Oh sure, I can just see some governor approving that...get real!!! You
think the system is good enough to never execute an innocent person,
but lousy enough to let the worst killers to free if they aren't
executed. C'mon, that's contradictory.
Think Kenneth MacDuff.
He got a plea bargain, that's how he got out. You want to outlaw plea
bargains? Has nothing to do with death penalty versus life without
parole.
He did NOT get a plea bargain. He got PAROLED.
Kenneth Mcduff was arrested May 4th, 1992. He was arrested when he should
have been dead.
Kenneth McDuff was convicted of the 1966 shooting deaths of two boys and the
vicious rape-strangulation of their 16-year-old female friend. A Fort Worth
jury ruled that McDuff should die in the electric chair, a sentence changed
to life in prison in 1972 after the U.S. Supreme Court struck down the death
penalty. In 1989, with Texas officials under fire from the federal
judiciary, McDuff was quietly turned loose on an unsuspecting society.
Within days, a naked body of a woman turned up. Prostitute Sarafia Parker,
31, had been beaten, strangled and dumped in a field near Temple.
In early 1991, McDuff enrolled at Texas State Technical College in Waco.

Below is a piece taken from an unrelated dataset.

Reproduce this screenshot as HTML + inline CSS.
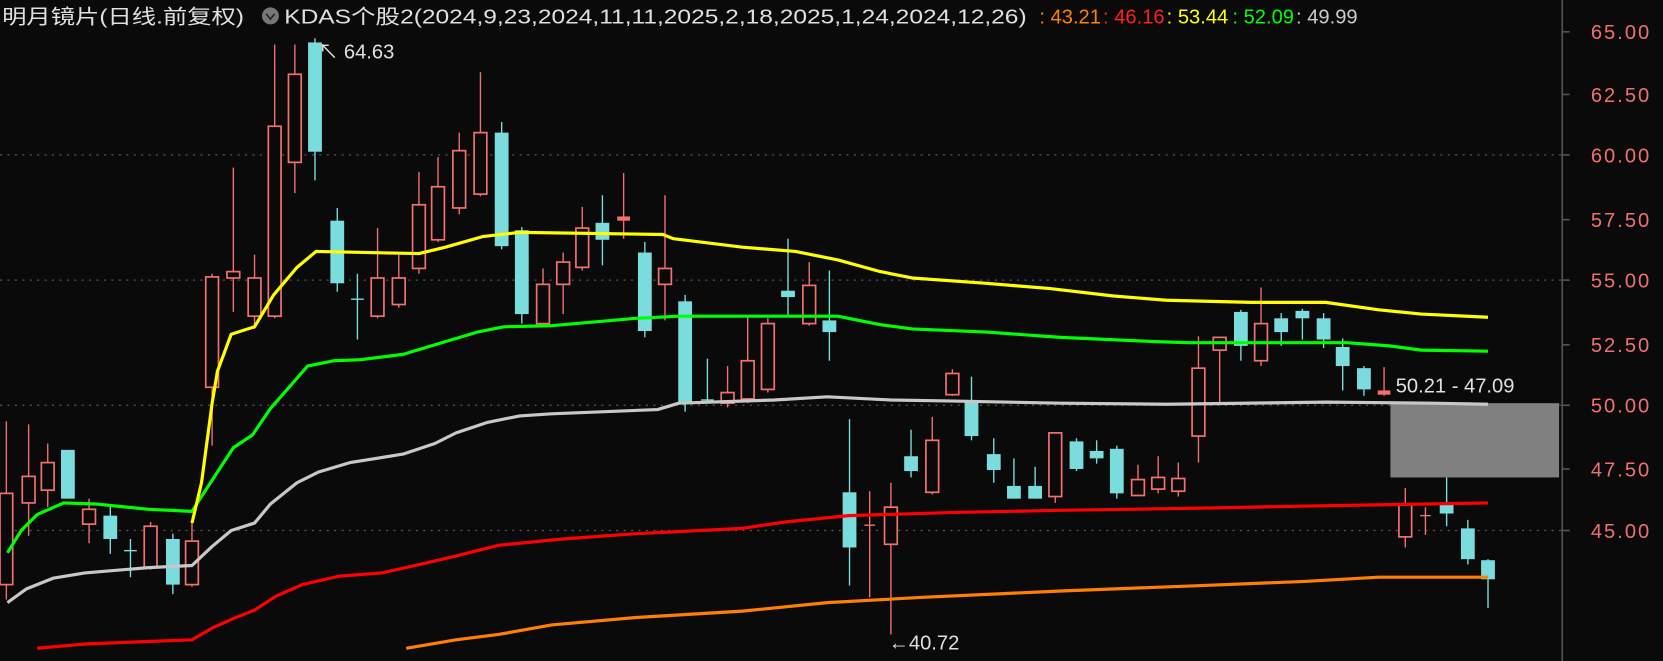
<!DOCTYPE html>
<html><head><meta charset="utf-8"><style>
html,body{margin:0;padding:0;background:#0a0a0a;overflow:hidden}
svg{display:block}
text{font-family:"Liberation Sans","Noto Sans CJK SC",sans-serif}
</style></head><body>
<svg width="1663" height="661" viewBox="0 0 1568 623" preserveAspectRatio="none" xmlns="http://www.w3.org/2000/svg">
<rect width="1568" height="623" fill="#0a0a0a"/>
<g stroke="#555" stroke-width="1.2" stroke-dasharray="2,5">
<line x1="0" y1="146" x2="1473" y2="146"/>
<line x1="0" y1="264" x2="1473" y2="264"/>
<line x1="0" y1="382" x2="1473" y2="382"/>
<line x1="0" y1="500" x2="1473" y2="500"/>
</g>
<line x1="1473" y1="0" x2="1473" y2="623" stroke="#555" stroke-width="1.5"/>
<g stroke="#555" stroke-width="1.5">
<line x1="1473" y1="30" x2="1480" y2="30"/><line x1="1473" y1="89" x2="1480" y2="89"/>
<line x1="1473" y1="146" x2="1480" y2="146"/><line x1="1473" y1="207" x2="1480" y2="207"/>
<line x1="1473" y1="264" x2="1480" y2="264"/><line x1="1473" y1="325" x2="1480" y2="325"/>
<line x1="1473" y1="382" x2="1480" y2="382"/><line x1="1473" y1="442" x2="1480" y2="442"/>
<line x1="1473" y1="500" x2="1480" y2="500"/>
</g>
<g fill="#f07070" font-size="19" lengthAdjust="spacingAndGlyphs">
<text x="1500" y="37" textLength="55">65.00</text><text x="1500" y="96" textLength="55">62.50</text>
<text x="1500" y="153" textLength="55">60.00</text><text x="1500" y="214" textLength="55">57.50</text>
<text x="1500" y="271" textLength="55">55.00</text><text x="1500" y="332" textLength="55">52.50</text>
<text x="1500" y="389" textLength="55">50.00</text><text x="1500" y="449" textLength="55">47.50</text>
<text x="1500" y="507" textLength="55">45.00</text>
</g>
<rect x="1311" y="380" width="159" height="70" fill="#808080"/>

<!-- red wicks -->
<g stroke="#f27070" stroke-width="1.3">
<line x1="6" y1="397" x2="6" y2="565"/><line x1="27" y1="400" x2="27" y2="505"/><line x1="45" y1="418" x2="45" y2="478"/>
<line x1="84" y1="470" x2="84" y2="512"/><line x1="142" y1="492" x2="142" y2="537"/><line x1="181" y1="490" x2="181" y2="553"/>
<line x1="200" y1="258" x2="200" y2="420"/><line x1="220" y1="158" x2="220" y2="294"/><line x1="240" y1="240" x2="240" y2="310"/>
<line x1="259" y1="42" x2="259" y2="300"/><line x1="278" y1="42" x2="278" y2="182"/><line x1="356" y1="215" x2="356" y2="300"/>
<line x1="376" y1="240" x2="376" y2="290"/><line x1="395" y1="162" x2="395" y2="258"/><line x1="413" y1="148" x2="413" y2="228"/>
<line x1="433" y1="125" x2="433" y2="202"/><line x1="453" y1="68" x2="453" y2="185"/><line x1="512" y1="253" x2="512" y2="307"/>
<line x1="531" y1="238" x2="531" y2="296"/><line x1="549" y1="195" x2="549" y2="255"/><line x1="588" y1="163" x2="588" y2="225"/>
<line x1="627" y1="184" x2="627" y2="302"/><line x1="686" y1="345" x2="686" y2="384"/><line x1="705" y1="298" x2="705" y2="380"/>
<line x1="724" y1="300" x2="724" y2="370"/><line x1="763" y1="247" x2="763" y2="307"/><line x1="820" y1="463" x2="820" y2="563"/>
<line x1="840" y1="455" x2="840" y2="598"/><line x1="879" y1="393" x2="879" y2="466"/><line x1="898" y1="348" x2="898" y2="373"/>
<line x1="995" y1="408" x2="995" y2="474"/><line x1="1073" y1="438" x2="1073" y2="467"/><line x1="1092" y1="430" x2="1092" y2="465"/>
<line x1="1111" y1="436" x2="1111" y2="468"/><line x1="1130" y1="317" x2="1130" y2="436"/><line x1="1150" y1="318" x2="1150" y2="380"/>
<line x1="1189" y1="271" x2="1189" y2="345"/><line x1="1305" y1="346" x2="1305" y2="373"/><line x1="1325" y1="460" x2="1325" y2="516"/>
<line x1="1344" y1="478" x2="1344" y2="504"/>
<line x1="815" y1="495" x2="825" y2="495"/><line x1="1339" y1="486" x2="1349" y2="486"/>
</g>
<!-- red bodies -->
<g fill="#0a0a0a" stroke="#f27070" stroke-width="1.6">
<rect x="0" y="465" width="12" height="86"/><rect x="21" y="449" width="12" height="25"/><rect x="39" y="436" width="12" height="26"/>
<rect x="78" y="480" width="12" height="14"/><rect x="136" y="496" width="12" height="39"/><rect x="175" y="510" width="12" height="41"/>
<rect x="194" y="261" width="12" height="104"/><rect x="214" y="256" width="12" height="6"/><rect x="234" y="262" width="12" height="36"/>
<rect x="253" y="119" width="12" height="179"/><rect x="272" y="70" width="12" height="83"/><rect x="350" y="262" width="12" height="36"/>
<rect x="370" y="262" width="12" height="25"/><rect x="389" y="193" width="12" height="60"/><rect x="407" y="176" width="12" height="50"/>
<rect x="427" y="142" width="12" height="54"/><rect x="447" y="125" width="12" height="58"/><rect x="506" y="268" width="12" height="37"/>
<rect x="525" y="247" width="12" height="21"/><rect x="543" y="215" width="12" height="37"/>
<rect x="621" y="253" width="12" height="15"/><rect x="680" y="370" width="12" height="10"/><rect x="699" y="340" width="12" height="36"/>
<rect x="718" y="305" width="12" height="62"/><rect x="757" y="269" width="12" height="36"/>
<rect x="834" y="478" width="12" height="35"/><rect x="873" y="415" width="12" height="49"/><rect x="892" y="352" width="12" height="20"/>
<rect x="989" y="408" width="12" height="60"/><rect x="1067" y="452" width="12" height="15"/><rect x="1086" y="450" width="12" height="11"/>
<rect x="1105" y="451" width="12" height="12"/><rect x="1124" y="347" width="12" height="64"/><rect x="1144" y="318" width="12" height="12"/>
<rect x="1183" y="305" width="12" height="35"/><rect x="1319" y="476" width="12" height="30"/>
</g>
<g fill="#f27070"><rect x="582" y="204" width="12" height="4"/><rect x="1299" y="368" width="12" height="4"/></g>
<!-- cyan -->
<g stroke="#7adcdc" stroke-width="1.3">
<line x1="104" y1="476" x2="104" y2="522"/><line x1="123" y1="508" x2="123" y2="544"/><line x1="163" y1="503" x2="163" y2="560"/>
<line x1="297" y1="36" x2="297" y2="170"/><line x1="318" y1="196" x2="318" y2="275"/><line x1="337" y1="258" x2="337" y2="320"/>
<line x1="473" y1="115" x2="473" y2="235"/><line x1="492" y1="214" x2="492" y2="305"/><line x1="568" y1="184" x2="568" y2="250"/>
<line x1="608" y1="228" x2="608" y2="318"/><line x1="646" y1="278" x2="646" y2="388"/><line x1="667" y1="338" x2="667" y2="380"/>
<line x1="743" y1="225" x2="743" y2="297"/><line x1="782" y1="255" x2="782" y2="340"/><line x1="801" y1="395" x2="801" y2="552"/>
<line x1="859" y1="405" x2="859" y2="450"/><line x1="916" y1="355" x2="916" y2="415"/><line x1="937" y1="413" x2="937" y2="455"/>
<line x1="956" y1="432" x2="956" y2="470"/><line x1="976" y1="440" x2="976" y2="470"/><line x1="1015" y1="413" x2="1015" y2="444"/>
<line x1="1034" y1="415" x2="1034" y2="437"/><line x1="1053" y1="420" x2="1053" y2="470"/><line x1="1170" y1="292" x2="1170" y2="340"/>
<line x1="1208" y1="295" x2="1208" y2="326"/><line x1="1228" y1="291" x2="1228" y2="320"/><line x1="1248" y1="295" x2="1248" y2="328"/>
<line x1="1266" y1="319" x2="1266" y2="368"/><line x1="1286" y1="345" x2="1286" y2="373"/><line x1="1364" y1="450" x2="1364" y2="496"/>
<line x1="1384" y1="490" x2="1384" y2="532"/><line x1="1403" y1="527" x2="1403" y2="573"/>
<line x1="117" y1="519" x2="129" y2="519"/><line x1="331" y1="282" x2="343" y2="282"/><line x1="661" y1="377" x2="673" y2="377"/>
</g>
<g fill="#7adcdc">
<rect x="57.5" y="424" width="13" height="46"/><rect x="97.5" y="486" width="13" height="22"/><rect x="156.5" y="508" width="13" height="43"/>
<rect x="290.5" y="40" width="13" height="103"/><rect x="311.5" y="208" width="13" height="59"/><rect x="466.5" y="125" width="13" height="107"/>
<rect x="485.5" y="217" width="13" height="79"/><rect x="561.5" y="210" width="13" height="16"/><rect x="601.5" y="238" width="13" height="74"/>
<rect x="639.5" y="284" width="13" height="96"/><rect x="736.5" y="274" width="13" height="6"/><rect x="775.5" y="302" width="13" height="11"/>
<rect x="794.5" y="464" width="13" height="52"/><rect x="852.5" y="430" width="13" height="14"/><rect x="909.5" y="377" width="13" height="34"/>
<rect x="930.5" y="428" width="13" height="15"/><rect x="949.5" y="458" width="13" height="12"/><rect x="969.5" y="458" width="13" height="12"/>
<rect x="1008.5" y="416" width="13" height="26"/><rect x="1027.5" y="425" width="13" height="7"/><rect x="1046.5" y="423" width="13" height="42"/>
<rect x="1163.5" y="294" width="13" height="32"/><rect x="1201.5" y="300" width="13" height="13"/><rect x="1221.5" y="293" width="13" height="7"/>
<rect x="1241.5" y="300" width="13" height="20"/><rect x="1259.5" y="327" width="13" height="18"/><rect x="1279.5" y="347" width="13" height="20"/>
<rect x="1357.5" y="476" width="13" height="8"/><rect x="1377.5" y="498" width="13" height="29"/><rect x="1396.5" y="528" width="13" height="18"/>
</g>

<g fill="none" stroke-width="3" stroke-linejoin="round">
<polyline stroke="#ff8000" points="383,611 430,603 470,598 520,589 600,582 700,576 780,568 870,563 1000,557 1130,552 1230,548 1300,544 1403,544"/>
<polyline stroke="#ff0000" points="35,611 80,607 130,605 181,603 200,592 220,583 240,575 260,562 285,551 320,543 360,540 400,531 430,524 470,514 530,508 600,503 700,498 740,492 800,486 900,483 1000,481 1130,479 1230,477 1403,474"/>
<polyline stroke="#c8c8c8" points="7,568 25,555 50,545 80,540 140,535 181,533 200,515 218,500 240,493 255,475 280,455 300,445 330,436 380,428 410,418 430,408 460,398 490,392 520,390 620,386 640,380 730,377 780,374 840,377 900,378 1000,380 1100,381 1250,379 1350,380 1403,381"/>
<polyline stroke="#00ff00" points="7,521 20,500 35,485 60,474 90,475 140,480 181,482 190,468 205,445 220,422 238,410 255,385 270,368 290,345 315,340 340,339 380,334 420,322 450,313 475,308 520,307 600,300 640,298 700,298 790,298 830,306 860,310 930,313 1000,318 1090,322 1120,323 1200,323 1270,323 1310,326 1340,330 1403,331"/>
<polyline stroke="#ffff00" points="181,493 190,455 200,380 205,350 218,315 240,308 258,278 280,252 298,237 395,239 420,233 455,223 490,219 625,221 635,225 700,233 750,237 790,245 830,256 860,262 930,267 990,272 1050,279 1100,283 1180,285 1250,285 1300,292 1340,296 1403,299"/>
</g>
<text x="2" y="22" fill="#e0e0e0" font-size="19" textLength="228" lengthAdjust="spacingAndGlyphs">明月镜片(日线.前复权)</text>
<circle cx="255" cy="15" r="8" fill="#777"/>
<path d="M251 13 L255 18 L259 13" stroke="#222" stroke-width="1.5" fill="none"/>
<text y="22" font-size="19"><tspan x="268" fill="#e0e0e0" textLength="700" lengthAdjust="spacingAndGlyphs">KDAS个股2(2024,9,23,2024,11,11,2025,2,18,2025,1,24,2024,12,26)</tspan><tspan x="980" fill="#ff8000">: 43.21</tspan><tspan x="1040" fill="#ff2020">: 46.16</tspan><tspan x="1100" fill="#ffff00">: 53.44</tspan><tspan x="1162" fill="#00ff00">: 52.09</tspan><tspan x="1222" fill="#ccc">: 49.99</tspan></text>
<text x="300" y="55" fill="#e0e0e0" font-size="19">↖ 64.63</text>
<text x="838" y="612" fill="#e0e0e0" font-size="19">←40.72</text>
<text x="1316" y="370" fill="#e0e0e0" font-size="19">50.21 - 47.09</text>
</svg>
</body></html>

Soon, Central Texas prostitutes began disappearing. One, Valencia Joshua,
22, was last seen alive Feb. 24, 1991. Her naked, decomposed body later was
discovered in a shallow grave in woods behind the college. Another of the
missing women, Regenia Moore, was last seen kicking and screaming in the cab
of McDuff's pickup truck. During the Christmas holidays of 1991, Colleen
Reed disappeared from an Austin car wash. Witnesses reported hearing a woman
scream that night and seeing two men speeding away in a yellow or tan
Thunderbird. Little more than two months later, on March 1, 1992, Melissa
Northrup, pregnant with a third child, vanished from the Waco convenience
store where she worked. McDuff's beige Thunderbird, broken down, was
discovered a block from the store.
Fifty-seven days later, a fisherman found the young woman's nearly nude body
floating in a gravel pit in Dallas County, 90 miles north of Waco. By then,
McDuff was the target of a nationwide manhunt. Just days after Mrs.
Northrup's funeral, McDuff was recognized on television's "America's Most
Wanted'' and arrested May 4 in Kansas City.
In 1993, a Houston jury ordered him executed for the kidnap-slaying of
22-year-old Melissa Northrup, a Waco mother of two. In 1994, a Seguin jury
assessed him the death penalty for the abduction-rape-murder of 28-year-old
Colleen Reed, an Austin accountant. Pamplin's son Larry, the current sheriff
of Falls County, appeared at McDuff's Houston trial for the 1992 abduction
and murder of Melissa Northrup.
"Kenneth McDuff is absolutely the most vicious and savage individual I
know,'' he told reporters. "He has absolutely no conscience, and I think he
enjoys killing.''
If McDuff had been executed as scheduled, he said, "no telling how many
lives would have been saved.''
At least nine, probably more, Texas authorities suspect.
His riegn of terror finally ended on November 17, 1998 when Kenneth McDuff
was put to death by the state of Texas by Lethal Injection. May his victims
rest in peace.
Now here we are, 14 years after his arrest and people want to abolish the
death penalty again. They want to set in motion the events that led to the
deaths of these women. When are people going to learn.
http://www.sherdog.net/forums/showthread.php?p=9389559
The system is good enough that we'd only kill those clearly guilty, but
lousy enough that we can't possibly consider LWOP a real alternative.
Makes no sense.
Bo Raxo
And there is absolutely NO way you can assure me that won't happen again.